[MATERIAL]
⁂
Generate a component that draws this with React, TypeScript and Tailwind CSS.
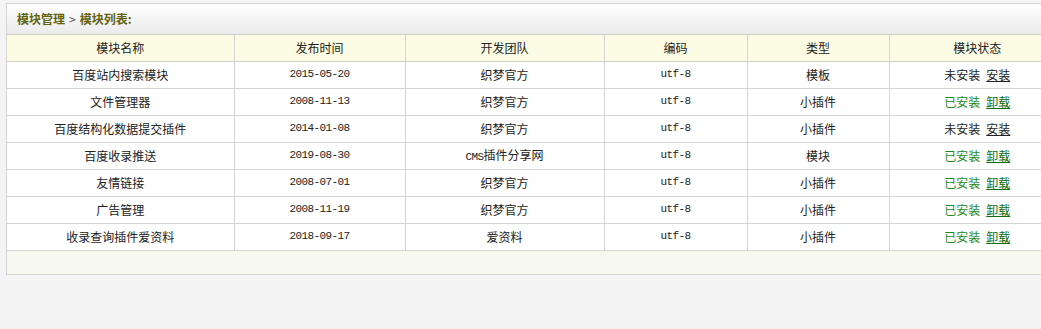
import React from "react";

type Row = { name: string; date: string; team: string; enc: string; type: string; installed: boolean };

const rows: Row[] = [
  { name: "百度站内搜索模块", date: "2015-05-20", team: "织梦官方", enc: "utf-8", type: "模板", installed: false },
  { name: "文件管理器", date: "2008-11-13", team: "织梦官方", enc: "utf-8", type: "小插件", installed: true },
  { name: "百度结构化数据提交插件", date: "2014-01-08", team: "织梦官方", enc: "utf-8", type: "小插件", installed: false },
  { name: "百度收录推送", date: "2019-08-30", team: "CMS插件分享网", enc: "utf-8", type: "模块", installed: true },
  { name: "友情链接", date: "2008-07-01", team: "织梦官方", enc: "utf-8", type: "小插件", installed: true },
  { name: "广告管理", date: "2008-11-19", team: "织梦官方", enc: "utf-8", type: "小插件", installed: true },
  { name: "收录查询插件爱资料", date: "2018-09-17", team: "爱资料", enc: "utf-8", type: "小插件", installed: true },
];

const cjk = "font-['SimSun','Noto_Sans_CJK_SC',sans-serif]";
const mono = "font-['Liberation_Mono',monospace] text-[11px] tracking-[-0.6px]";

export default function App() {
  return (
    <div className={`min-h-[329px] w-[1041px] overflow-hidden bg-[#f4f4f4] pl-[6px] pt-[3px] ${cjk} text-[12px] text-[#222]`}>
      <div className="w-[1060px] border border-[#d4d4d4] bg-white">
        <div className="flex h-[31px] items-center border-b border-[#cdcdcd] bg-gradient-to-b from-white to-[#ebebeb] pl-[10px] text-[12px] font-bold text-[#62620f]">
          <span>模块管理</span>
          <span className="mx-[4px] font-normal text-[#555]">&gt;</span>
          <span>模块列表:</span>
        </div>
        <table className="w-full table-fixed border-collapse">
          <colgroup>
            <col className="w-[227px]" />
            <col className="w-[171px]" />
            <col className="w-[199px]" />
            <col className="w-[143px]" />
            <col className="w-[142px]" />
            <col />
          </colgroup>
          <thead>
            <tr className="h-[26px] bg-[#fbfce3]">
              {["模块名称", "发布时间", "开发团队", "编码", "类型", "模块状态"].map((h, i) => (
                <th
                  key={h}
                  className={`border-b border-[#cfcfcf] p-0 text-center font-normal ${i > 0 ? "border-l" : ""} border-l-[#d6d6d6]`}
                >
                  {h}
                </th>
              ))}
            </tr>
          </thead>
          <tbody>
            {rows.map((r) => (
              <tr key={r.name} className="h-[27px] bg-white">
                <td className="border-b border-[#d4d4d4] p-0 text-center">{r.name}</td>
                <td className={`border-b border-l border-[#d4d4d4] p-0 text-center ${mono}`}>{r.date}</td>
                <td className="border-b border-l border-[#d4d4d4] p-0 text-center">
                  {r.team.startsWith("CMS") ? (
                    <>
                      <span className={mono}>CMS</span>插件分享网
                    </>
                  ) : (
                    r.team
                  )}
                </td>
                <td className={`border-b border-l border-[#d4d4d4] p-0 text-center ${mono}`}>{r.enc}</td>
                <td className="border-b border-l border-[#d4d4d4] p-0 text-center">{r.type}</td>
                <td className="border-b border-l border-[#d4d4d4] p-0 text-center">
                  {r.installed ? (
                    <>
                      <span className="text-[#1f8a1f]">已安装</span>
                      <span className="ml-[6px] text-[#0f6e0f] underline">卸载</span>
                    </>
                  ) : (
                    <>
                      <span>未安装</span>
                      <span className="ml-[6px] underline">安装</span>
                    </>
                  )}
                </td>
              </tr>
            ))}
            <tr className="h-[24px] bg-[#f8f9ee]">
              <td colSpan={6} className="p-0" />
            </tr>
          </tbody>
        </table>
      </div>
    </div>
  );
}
⁂
[WHAT THE TASK REQUIRES] Reproduce the material in full, word for word, and omit the pictures.

[EXERCISE ANSWER]
Generate a component that draws this with React, TypeScript and Tailwind CSS.
import React from "react";

type Row = { name: string; date: string; team: string; enc: string; type: string; installed: boolean };

const rows: Row[] = [
  { name: "百度站内搜索模块", date: "2015-05-20", team: "织梦官方", enc: "utf-8", type: "模板", installed: false },
  { name: "文件管理器", date: "2008-11-13", team: "织梦官方", enc: "utf-8", type: "小插件", installed: true },
  { name: "百度结构化数据提交插件", date: "2014-01-08", team: "织梦官方", enc: "utf-8", type: "小插件", installed: false },
  { name: "百度收录推送", date: "2019-08-30", team: "CMS插件分享网", enc: "utf-8", type: "模块", installed: true },
  { name: "友情链接", date: "2008-07-01", team: "织梦官方", enc: "utf-8", type: "小插件", installed: true },
  { name: "广告管理", date: "2008-11-19", team: "织梦官方", enc: "utf-8", type: "小插件", installed: true },
  { name: "收录查询插件爱资料", date: "2018-09-17", team: "爱资料", enc: "utf-8", type: "小插件", installed: true },
];

const cjk = "font-['SimSun','Noto_Sans_CJK_SC',sans-serif]";
const mono = "font-['Liberation_Mono',monospace] text-[11px] tracking-[-0.6px]";

export default function App() {
  return (
    <div className={`min-h-[329px] w-[1041px] overflow-hidden bg-[#f4f4f4] pl-[6px] pt-[3px] ${cjk} text-[12px] text-[#222]`}>
      <div className="w-[1060px] border border-[#d4d4d4] bg-white">
        <div className="flex h-[31px] items-center border-b border-[#cdcdcd] bg-gradient-to-b from-white to-[#ebebeb] pl-[10px] text-[12px] font-bold text-[#62620f]">
          <span>模块管理</span>
          <span className="mx-[4px] font-normal text-[#555]">&gt;</span>
          <span>模块列表:</span>
        </div>
        <table className="w-full table-fixed border-collapse">
          <colgroup>
            <col className="w-[227px]" />
            <col className="w-[171px]" />
            <col className="w-[199px]" />
            <col className="w-[143px]" />
            <col className="w-[142px]" />
            <col />
          </colgroup>
          <thead>
            <tr className="h-[26px] bg-[#fbfce3]">
              {["模块名称", "发布时间", "开发团队", "编码", "类型", "模块状态"].map((h, i) => (
                <th
                  key={h}
                  className={`border-b border-[#cfcfcf] p-0 text-center font-normal ${i > 0 ? "border-l" : ""} border-l-[#d6d6d6]`}
                >
                  {h}
                </th>
              ))}
            </tr>
          </thead>
          <tbody>
            {rows.map((r) => (
              <tr key={r.name} className="h-[27px] bg-white">
                <td className="border-b border-[#d4d4d4] p-0 text-center">{r.name}</td>
                <td className={`border-b border-l border-[#d4d4d4] p-0 text-center ${mono}`}>{r.date}</td>
                <td className="border-b border-l border-[#d4d4d4] p-0 text-center">
                  {r.team.startsWith("CMS") ? (
                    <>
                      <span className={mono}>CMS</span>插件分享网
                    </>
                  ) : (
                    r.team
                  )}
                </td>
                <td className={`border-b border-l border-[#d4d4d4] p-0 text-center ${mono}`}>{r.enc}</td>
                <td className="border-b border-l border-[#d4d4d4] p-0 text-center">{r.type}</td>
                <td className="border-b border-l border-[#d4d4d4] p-0 text-center">
                  {r.installed ? (
                    <>
                      <span className="text-[#1f8a1f]">已安装</span>
                      <span className="ml-[6px] text-[#0f6e0f] underline">卸载</span>
                    </>
                  ) : (
                    <>
                      <span>未安装</span>
                      <span className="ml-[6px] underline">安装</span>
                    </>
                  )}
                </td>
              </tr>
            ))}
            <tr className="h-[24px] bg-[#f8f9ee]">
              <td colSpan={6} className="p-0" />
            </tr>
          </tbody>
        </table>
      </div>
    </div>
  );
}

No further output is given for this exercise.